From the 1940’s until 1987 the Puerto Rican Police- in collaboration with the FBI and CIA- watched, intimidated, and in some cases murdered political activists in the Caribbean U.S. Territory. The program remains one of the longest continuous surveillance programs by the US government on its own citizens. Aimed mostly at people advocating for independence from the United States, the operation, led by a secret police division, tracked over 150,000 people and compiled extensive dossiers on over 15,000.
The program was uncovered in 1987 after a decade-long investigation into the brutal execution of two university students by the Puerto Rico Police Intelligence Division in 1978. When the unit was dismantled, the original surveillance files were returned directly to the victims, whole and unredacted. This is the only such declassification in the world, and a rare view into the inner workings of how states use surveillance for ideological persecution. The files reveal that neighbors, close friends, and even in some cases family members served as informants in exchange for money or under coercion. To this day, those who watched and were watched live side by side in a society with deep wounds but no collective memory of what happened.
For the last decade Christopher Gregory-Rivera has become a guerrilla archivist, finding these files and rescuing the archive through still life photography, digitization and research. The resulting reconstructed “archive” repairs the web of time where it was broken, affording a window into forbidden political history and a chance at a national truth and reconciliation process at a time when the colonial relationship with the US is more fraught than ever.
The body of work appropriates material from the photographic archive of the secret police in the National Archives of Puerto Rico which contains over 40,000 images. A part of those images were digitized by the artists and submitted digitally back to the archive in an effort to protect the vulnerable archive against the entropy of the tropics and increasingly aggressive budget restrictions at the archive. The work also draws from the hundreds of victims that still have files in their possession as well as all of the surveillance files unable to be returned and administrative documents of the police.
The appropriated images are enigmatic. Some images were taken hidden but most were confrontational, obvious; the panopticon materialized in daily life. In the images there are moments where somebody looks directly back at the camera: an interaction, a collaboration or rejection. The stares are glimpses into the perception, attitude and awareness of this opaque, secret, illegal practice by its own subjects and sometimes the perpetrators. If the images the police took of themselves were meant to be secret, staring into the camera is its acknowledgement. If the images the secret police took of subjects are violent, the counter gaze is its resistance.
The Intelligence Division created an archive that was intended as a weapon against those who governments see as a threat to their political project. The images are largely devoid of captions and present more questions than they answer. They are heartbreakingly ambiguous given that they are one of the only documents of this largely forbidden and forgotten political history.

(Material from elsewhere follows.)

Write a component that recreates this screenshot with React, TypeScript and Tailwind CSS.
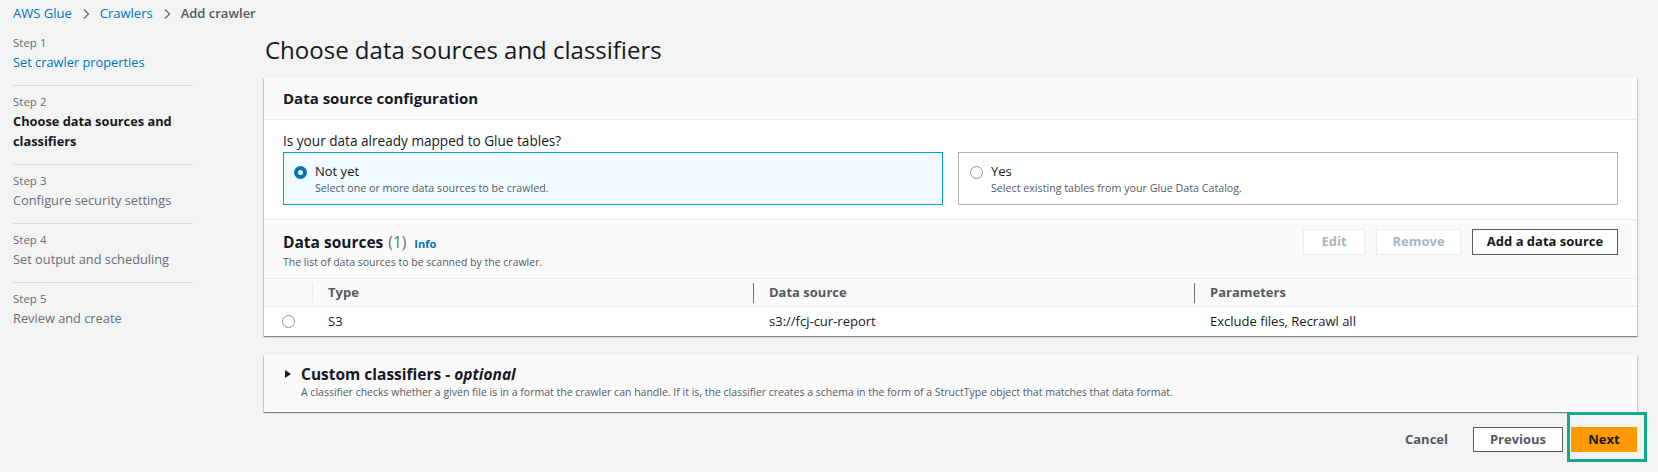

The original photographs by the artist examine the physical objects and bureaucratic detritus of the massive secret surveillance program. Each file was painstakingly assembled and carbon copied by hand. The vicious and absurd scale with which information was collected leads us to believe that it was the practice of watching itself that was more important that the information collected, especially since it was collected illegally and not admissible in court. The evidenciary nature of the still lives reinforces that it is the volume, scale and craft of the file that is important, not what it contains. Not dissimilar to how police photographers surveilled visually; the artist surveils the objects back inviting viewers to make up their own narratives about the content.
Although the secret police has been disbanded this practice has not ended. The most recent component of the work are stills from a leaked police video documenting protests in 2017 against the imposition of a Federal Fiscal Control Board. In subsequent investigations into the wrongful arrests of protestors, it came to light that not only were there troves of footage but also a huge cache of personal data and private conversations requested from Facebook of over 500 individuals who interacted with protest videos. Although deeply rooted in the history of Puerto Rico, the project’s goal is to offer a glimpse into the tactics that threaten true and free civil discourse to this day around the globe.
Gregory-Rivera’s images ask: by understanding the state’s gaze can we come to understand the current civil society it built? If so, does that allow us to dismantle its control over us now?